**INSTRUCTIONS TO FOLLOW:**
Reproduce, character for character, the lines below from the first through the one with "leading-[44px] font-bold text-[#555]". Leave pictures out.

**COLLECTED MATERIAL:**
────────────────────────────────────────
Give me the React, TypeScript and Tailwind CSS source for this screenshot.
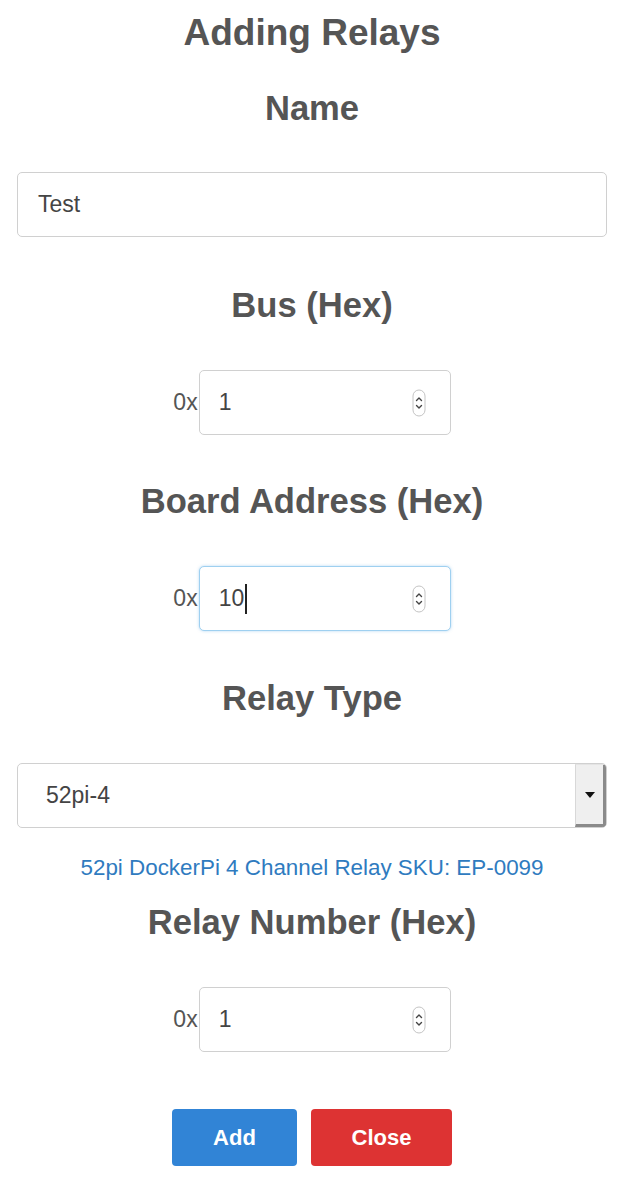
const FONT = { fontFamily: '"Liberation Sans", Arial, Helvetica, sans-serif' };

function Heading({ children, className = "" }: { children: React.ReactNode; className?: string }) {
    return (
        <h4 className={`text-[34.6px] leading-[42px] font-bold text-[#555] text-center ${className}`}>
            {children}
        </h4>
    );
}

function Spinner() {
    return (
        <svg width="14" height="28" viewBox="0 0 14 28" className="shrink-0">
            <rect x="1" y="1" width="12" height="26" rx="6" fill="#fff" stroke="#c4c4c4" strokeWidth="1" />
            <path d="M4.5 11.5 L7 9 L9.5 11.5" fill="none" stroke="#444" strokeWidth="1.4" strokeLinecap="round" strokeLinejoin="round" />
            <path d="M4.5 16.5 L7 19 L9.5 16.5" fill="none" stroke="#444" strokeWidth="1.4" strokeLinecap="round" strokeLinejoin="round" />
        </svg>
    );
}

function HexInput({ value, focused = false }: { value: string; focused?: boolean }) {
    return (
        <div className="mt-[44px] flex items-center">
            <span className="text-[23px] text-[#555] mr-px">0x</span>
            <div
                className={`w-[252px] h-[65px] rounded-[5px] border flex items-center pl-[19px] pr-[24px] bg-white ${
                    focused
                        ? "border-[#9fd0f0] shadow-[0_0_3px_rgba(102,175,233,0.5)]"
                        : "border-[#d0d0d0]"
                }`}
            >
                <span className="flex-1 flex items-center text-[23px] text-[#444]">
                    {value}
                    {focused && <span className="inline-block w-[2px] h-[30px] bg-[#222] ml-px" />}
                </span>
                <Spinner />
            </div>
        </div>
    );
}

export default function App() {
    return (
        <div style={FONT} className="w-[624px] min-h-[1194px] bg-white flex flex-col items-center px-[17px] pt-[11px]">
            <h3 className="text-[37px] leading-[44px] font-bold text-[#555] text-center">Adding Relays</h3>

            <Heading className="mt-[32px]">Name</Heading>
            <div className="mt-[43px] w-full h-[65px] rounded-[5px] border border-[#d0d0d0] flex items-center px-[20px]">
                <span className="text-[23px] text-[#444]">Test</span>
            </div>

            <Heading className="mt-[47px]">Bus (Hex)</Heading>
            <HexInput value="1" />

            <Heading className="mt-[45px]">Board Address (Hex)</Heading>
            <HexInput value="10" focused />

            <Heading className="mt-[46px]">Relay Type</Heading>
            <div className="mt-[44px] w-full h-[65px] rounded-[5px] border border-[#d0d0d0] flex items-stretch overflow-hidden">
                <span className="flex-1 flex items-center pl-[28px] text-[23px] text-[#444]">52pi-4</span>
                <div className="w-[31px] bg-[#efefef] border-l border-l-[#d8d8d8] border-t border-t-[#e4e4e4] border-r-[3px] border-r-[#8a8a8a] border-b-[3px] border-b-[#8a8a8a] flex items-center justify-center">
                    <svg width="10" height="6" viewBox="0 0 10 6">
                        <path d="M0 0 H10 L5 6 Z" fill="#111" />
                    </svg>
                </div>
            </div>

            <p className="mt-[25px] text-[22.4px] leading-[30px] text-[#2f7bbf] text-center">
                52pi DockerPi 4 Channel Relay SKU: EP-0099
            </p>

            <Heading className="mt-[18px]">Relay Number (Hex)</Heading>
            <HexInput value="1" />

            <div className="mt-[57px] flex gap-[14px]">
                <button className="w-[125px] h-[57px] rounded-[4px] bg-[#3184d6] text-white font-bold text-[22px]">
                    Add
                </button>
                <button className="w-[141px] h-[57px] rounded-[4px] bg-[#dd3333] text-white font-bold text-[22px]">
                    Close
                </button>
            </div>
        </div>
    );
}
────────────────────────────────────────
**TASK ANSWER:**
Give me the React, TypeScript and Tailwind CSS source for this screenshot.
const FONT = { fontFamily: '"Liberation Sans", Arial, Helvetica, sans-serif' };

function Heading({ children, className = "" }: { children: React.ReactNode; className?: string }) {
    return (
        <h4 className={`text-[34.6px] leading-[42px] font-bold text-[#555] text-center ${className}`}>
            {children}
        </h4>
    );
}

function Spinner() {
    return (
        <svg width="14" height="28" viewBox="0 0 14 28" className="shrink-0">
            <rect x="1" y="1" width="12" height="26" rx="6" fill="#fff" stroke="#c4c4c4" strokeWidth="1" />
            <path d="M4.5 11.5 L7 9 L9.5 11.5" fill="none" stroke="#444" strokeWidth="1.4" strokeLinecap="round" strokeLinejoin="round" />
            <path d="M4.5 16.5 L7 19 L9.5 16.5" fill="none" stroke="#444" strokeWidth="1.4" strokeLinecap="round" strokeLinejoin="round" />
        </svg>
    );
}

function HexInput({ value, focused = false }: { value: string; focused?: boolean }) {
    return (
        <div className="mt-[44px] flex items-center">
            <span className="text-[23px] text-[#555] mr-px">0x</span>
            <div
                className={`w-[252px] h-[65px] rounded-[5px] border flex items-center pl-[19px] pr-[24px] bg-white ${
                    focused
                        ? "border-[#9fd0f0] shadow-[0_0_3px_rgba(102,175,233,0.5)]"
                        : "border-[#d0d0d0]"
                }`}
            >
                <span className="flex-1 flex items-center text-[23px] text-[#444]">
                    {value}
                    {focused && <span className="inline-block w-[2px] h-[30px] bg-[#222] ml-px" />}
                </span>
                <Spinner />
            </div>
        </div>
    );
}

export default function App() {
    return (
        <div style={FONT} className="w-[624px] min-h-[1194px] bg-white flex flex-col items-center px-[17px] pt-[11px]">
            <h3 className="text-[37px] leading-[44px] font-bold text-[#555] text-center">Adding Relays</h3>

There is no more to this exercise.